I expect the storm to make landfall somewhere between SC and the Delmarva penninsula.

I agree, I think the hurricane will end up tracking further to the right. It always seems to work out that way. After a hurricane reaches major hurricane status, and then makes a sudden turn to the right it seems to lost a LOT of steam too (Floyd), so hopefully that's what will happen..

Likewise, it could follow Gloria's path — while it was out near the Bahamas in mid-September 1985, its central pressure got down to 918 mb, which was a record at the time . . . but then it dropped to cat-2 and brushed the NC outer banks, then dropped to cat-1 and crossed W Long Island. After all the warnings of absolute catastrophe headed right into FL, of course.

Not to say that's foolproof if that happens again, because Long Island and NYC were spared a worse fate even from a cat-1 because the tide was out at the time. It was estimated that there would have been at least a 9-foot storm surge otherwise.
 
Likewise, it could follow Gloria's path — while it was out near the Bahamas in mid-September 1985, its central pressure got down to 918 mb, which was a record at the time . . . but then it dropped to cat-2 and brushed the NC outer banks, then dropped to cat-1 and crossed W Long Island. After all the warnings of absolute catastrophe headed right into FL, of course.

I'd like to think that hurricane forecasting has made leaps and bounds in the past 20 years. And, in fact, it has. I'm still shooting for Florida, but I'll admit that anything is possible.

I mentioned this back during Alex. SST's are incredibly high this year.
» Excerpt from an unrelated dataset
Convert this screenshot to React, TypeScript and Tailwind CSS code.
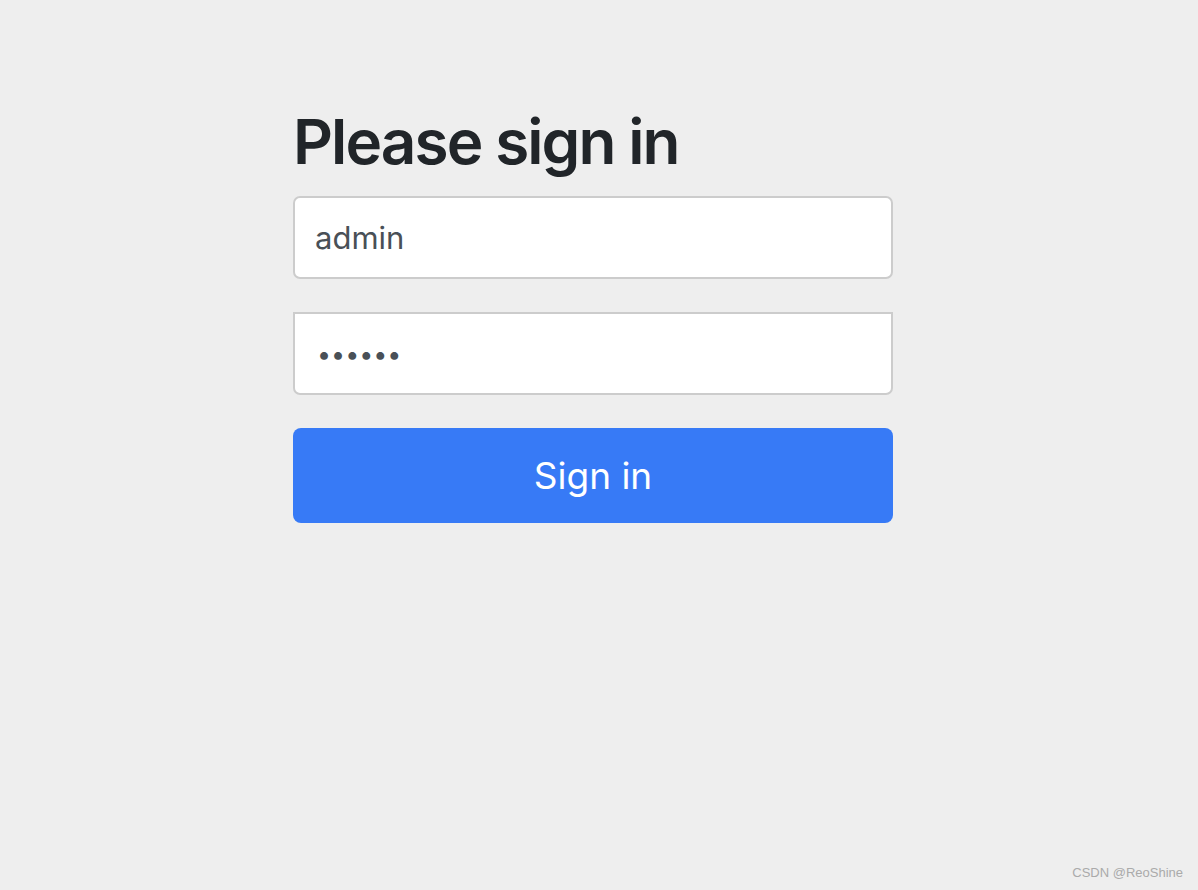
import React from 'react';

const App: React.FC = () => {
  return (
    <div className="relative min-h-[890px] w-full bg-[#eeeeee] font-['Inter','Liberation_Sans',sans-serif]">
      <form className="ml-[293px] flex w-[600px] flex-col pt-[106px]" onSubmit={e => e.preventDefault()}>
        <h2 className="mb-[18px] text-[62px] font-semibold leading-[72px] tracking-[-1.9px] text-[#212529]">
          Please sign in
        </h2>
        <input
          type="text"
          defaultValue="admin"
          className="h-[83px] w-full rounded-[7px] border-2 border-[#cccccc] bg-white px-[20px] text-[31px] text-[#495057] outline-none"
        />
        <input
          type="password"
          defaultValue="123456"
          className="mt-[33px] h-[83px] w-full rounded-b-[7px] border-2 border-[#cccccc] bg-white px-[22px] text-[25px] text-[#495057] outline-none"
        />
        <button
          type="submit"
          className="mt-[33px] h-[95px] w-full rounded-[8px] bg-[#377af6] text-[37px] text-white"
        >
          Sign in
        </button>
      </form>
      <div className="absolute bottom-[8px] right-[15px] font-['Liberation_Sans',sans-serif] text-[13px] text-[#aaaaaa]">
        CSDN @ReoShine
      </div>
    </div>
  );
};

export default App;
These are the kind of conditions that allow a CAT 3 to hit New England.
 
Hurricane Hunters website

Here's the link for readers who didn't already have it:

http://www.hurricanehunters.com/welcome.htm

I would imagine that they will get some interesting stuff on there soon.

It's kinda tough to decipher their plans, but if I did successfully, their first flight to Frances departs at 16Z / noon EDT.

Another thought (two in one day! :lol: ):

This thread title is "8/27/04 FCST". Maybe we should use different rules for hurricanes, Tim, and omit the date, or just make it "late August" or something?